For years, the trend in displays has driven relentlessly towards higher-resolution screens that feature an increasing amount of smaller pixels that are packed together more densely.
In the 1990s and early 2000s, digital imagery went mainstream, and LCD screens with LED backlights grew in popularity. It wasn’t until 2007 that the sales of LCD screens overtook older cathode ray tube (CRT) televisions.
The emergence of new technologies like microLED and OLED has since helped accelerate the trend. High-resolution viewing experiences have been brought to the mass market with HD (high definition), 4K and 8K display devices.
Projected sales of high-resolution 4K television screens (which, along with 8K screens, are called ultra high definition or UHD) continue to grow around the globe. Image Credit: IHS Markit
However, these high-resolution screens are not cheap, and in return for a high price, consumers expect high performance. Consumer electronics device manufacturers are tasked with ensuring their display devices provide a flawless visual experience with crisp, bright and defect-free screens.
Manufacturers have long relied on automated visual inspection (AVI, also called automated optical inspection, AOI) solutions when it comes to ensuring display quality—typically applying imaging systems and cameras.
These tools can be used to detect spot defects, such as dead pixels and uniformity issues (or mura, from the Japanese word for “blemish”) of each display panel.
There has been a parallel trend towards higher resolution specifications for inspection systems among display metrology providers like Radiant. Simply put, to measure a high-resolution display, a high-resolution system is needed.
High resolution is important not only for big screens like televisions but also for small displays such as smartphones and smartwatches that are viewed close up. Users expect a crystal-clear image. Shown here: the Apple Watch 5 and iPhone 11 Pro. Image Credit: Radiant Vision Systems
Are We Talking About Pixels? or Pixels?
The term “pixels” is frequently utilized, but it can mean different things.

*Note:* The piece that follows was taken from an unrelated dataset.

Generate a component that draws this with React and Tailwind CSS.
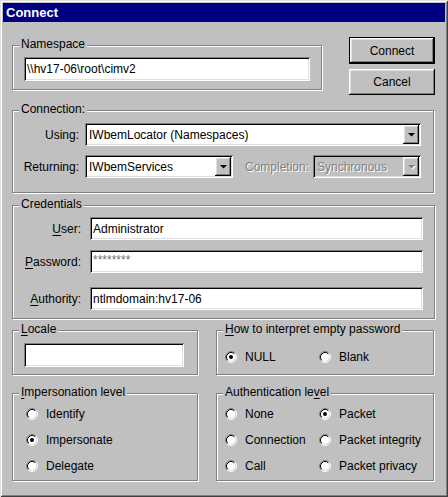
import React from "react";

const raised =
  "shadow-[inset_-1px_-1px_#000,inset_1px_1px_#fff,inset_-2px_-2px_#808080,inset_2px_2px_#dfdfdf]";
const sunken =
  "shadow-[inset_1px_1px_#808080,inset_-1px_-1px_#fff,inset_2px_2px_#000,inset_-2px_-2px_#dfdfdf]";
const dimText = "text-[#808080] [text-shadow:1px_1px_#fff]";

const Group = ({ label, className = "", children }) => (
  <div
    className={`relative border border-[#808080] shadow-[inset_1px_1px_#fff,1px_1px_#fff] ${className}`}
  >
    <span className="absolute top-[-9px] left-[6px] bg-[#c0c0c0] px-[2px] leading-[14px] whitespace-nowrap">
      {label}
    </span>
    {children}
  </div>
);

const U = ({ children }) => <span className="underline underline-offset-2">{children}</span>;

const Field = ({ className = "", children }) => (
  <div className={`flex items-center bg-white pl-[3px] ${sunken} ${className}`}>{children}</div>
);

const Arrow = ({ disabled }) => (
  <svg width="7" height="4" viewBox="0 0 7 4" className="overflow-visible">
    {disabled && <path d="M1 1h7L4.5 4.5z" fill="#fff" />}
    <path d="M0 0h7L3.5 3.5z" fill={disabled ? "#808080" : "#000"} />
  </svg>
);

const Combo = ({ value, disabled, className = "" }) => (
  <div
    className={`flex items-stretch p-[2px] ${disabled ? "bg-[#c0c0c0]" : "bg-white"} ${sunken} ${className}`}
  >
    <div className={`flex flex-1 items-center pl-[2px] ${disabled ? dimText : ""}`}>{value}</div>
    <div className={`flex w-[16px] items-center justify-center bg-[#c0c0c0] ${raised}`}>
      <Arrow disabled={disabled} />
    </div>
  </div>
);

const Radio = ({ checked }) => (
  <svg width="12" height="12" viewBox="0 0 12 12" className="shrink-0">
    <circle cx="6" cy="6" r="4.5" fill="#fff" />
    <path d="M2.11 9.89A5.5 5.5 0 0 1 9.89 2.11" fill="none" stroke="#808080" />
    <path d="M9.89 2.11A5.5 5.5 0 0 1 2.11 9.89" fill="none" stroke="#fff" />
    <path d="M2.82 9.18A4.5 4.5 0 0 1 9.18 2.82" fill="none" stroke="#000" />
    <path d="M9.18 2.82A4.5 4.5 0 0 1 2.82 9.18" fill="none" stroke="#dfdfdf" />
    {checked && <circle cx="6" cy="6" r="2" fill="#000" />}
  </svg>
);

const Option = ({ checked, children, className = "" }) => (
  <div className={`flex h-[14px] items-center gap-[8px] ${className}`}>
    <Radio checked={checked} />
    <span className="leading-[14px]">{children}</span>
  </div>
);

const Button = ({ children, primary, className = "" }) => (
  <div className={`${primary ? "border border-black" : ""} ${className}`}>
    <div className={`flex h-full items-center justify-center bg-[#c0c0c0] ${raised}`}>{children}</div>
  </div>
);

export default function App() {
  return (
    <div className="h-[497px] w-[448px] bg-[#c0c0c0] p-[3px] font-['Liberation_Sans',Arial,sans-serif] text-[12px] text-black shadow-[inset_1px_1px_#dfdfdf,inset_-1px_-1px_#404040,inset_2px_2px_#fff,inset_-2px_-2px_#808080]">
      <div className="flex h-[19px] items-center bg-[#000080] pl-[3px] text-[13px] font-bold text-white">
        Connect
      </div>

      <div className="pl-[9px]">
        <div className="mt-[15px] flex items-start">
          <Group label="Namespace" className="mt-[8px] h-[45px] w-[310px]">
            <Field className="mt-[11px] ml-[11px] h-[24px] w-[286px]">\\hv17-06\root\cimv2</Field>
          </Group>
          <div className="ml-[27px] flex flex-col gap-[5px]">
            <Button primary className="h-[27px] w-[86px]">
              Connect
            </Button>
            <Button className="h-[26px] w-[86px]">Cancel</Button>
          </div>
        </div>

        <Group label="Connection:" className="mt-[15px] h-[83px] w-[422px]">
          <div className="mt-[12px] flex items-center">
            <span className="w-[66px] text-right">Using:</span>
            <Combo value="IWbemLocator (Namespaces)" className="ml-[6px] h-[23px] w-[336px]" />
          </div>
          <div className="mt-[9px] flex items-center">
            <span className="w-[66px] text-right">Returning:</span>
            <Combo value="IWbemServices" className="ml-[6px] h-[23px] w-[148px]" />
            <span className={`ml-[12px] w-[68px] ${dimText}`}>Completion:</span>
            <Combo value="Synchronous" disabled className="h-[23px] w-[108px]" />
          </div>
        </Group>

        <Group label="Credentials" className="mt-[12px] h-[114px] w-[423px]">
          <div className="mt-[11px] flex items-center">
            <span className="w-[68px] text-right">
              <U>U</U>ser:
            </span>
            <Field className="ml-[9px] h-[23px] w-[333px]">Administrator</Field>
          </div>
          <div className="mt-[10px] flex items-center">
            <span className="w-[68px] text-right">
              <U>P</U>assword:
            </span>
            <Field className="ml-[9px] h-[23px] w-[333px] !items-start pt-[4px] text-[12px] leading-none text-[#707070]">
              ********
            </Field>
          </div>
          <div className="mt-[14px] flex items-center">
            <span className="w-[68px] text-right">
              <U>A</U>uthority:
            </span>
            <Field className="ml-[9px] h-[23px] w-[333px]">ntlmdomain:hv17-06</Field>
          </div>
        </Group>

        <div className="mt-[11px] flex">
          <Group
            label={
              <>
                <U>L</U>ocale
              </>
            }
            className="h-[45px] w-[186px]"
          >
            <Field className="mt-[12px] ml-[11px] h-[24px] w-[160px]" />
          </Group>
          <Group
            label={
              <>
                <U>H</U>ow to interpret empty password
              </>
            }
            className="ml-[18px] h-[45px] w-[218px]"
          >
            <div className="mt-[19px] ml-[8px] flex">
              <Option checked className="w-[94px]">
                NULL
              </Option>
              <Option>Blank</Option>
            </div>
          </Group>
        </div>

        <div className="mt-[18px] flex">
          <Group
            label={
              <>
                <U>I</U>mpersonation level
              </>
            }
            className="h-[88px] w-[186px]"
          >
            <div className="mt-[13px] ml-[13px] flex flex-col gap-[12px]">
              <Option>Identify</Option>
              <Option checked>Impersonate</Option>
              <Option>Delegate</Option>
            </div>
          </Group>
          <Group
            label={
              <>
                Authentication le<U>v</U>el
              </>
            }
            className="ml-[18px] h-[88px] w-[218px]"
          >
            <div className="mt-[13px] ml-[8px] grid grid-cols-[94px_1fr] gap-y-[12px]">
              <Option>None</Option>
              <Option checked>Packet</Option>
              <Option>Connection</Option>
              <Option>Packet integrity</Option>
              <Option>Call</Option>
              <Option>Packet privacy</Option>
            </div>
          </Group>
        </div>
      </div>
    </div>
  );
}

The word pixel is derived from the “picture element” and is employed to describe the individual ink dots of a printed image or the individual illuminated elements of a display screen.
In photography, a pixel is the smallest element of a camera’s image sensor (a photosite) that can record the light (photons) that enter the camera when the shutter opens. By converting photons to electrons, the sensor pixels store an image in digital form.
Display inspection applications are concerned with two specific types of pixels: image sensor pixels and display pixels. A common specification when the consumer electronics industry discusses displays (like laptop, smartphone or television screens) is the number of display pixels
For instance, a display device listed at 1520 x 720 means the screen is a grid that has 1520 pixels horizontally and 720 pixels vertically. Multiplying 1520 x 760 = 1,094,400 pixels in the entire display. Usually, more pixels equal higher resolution and better display quality and image clarity.
Display makers have been able to shrink the size of display pixels and squeeze them closer together over the years. This is known as decreasing the pixel “pitch” (the spacing between pixels), which generates a denser array of pixels and a higher-resolution visual image on screen.
When observing different display panels in the image supplied, notice how the “dots” (display pixels) in the lower screen (A) are larger, and the black space between them is more obvious.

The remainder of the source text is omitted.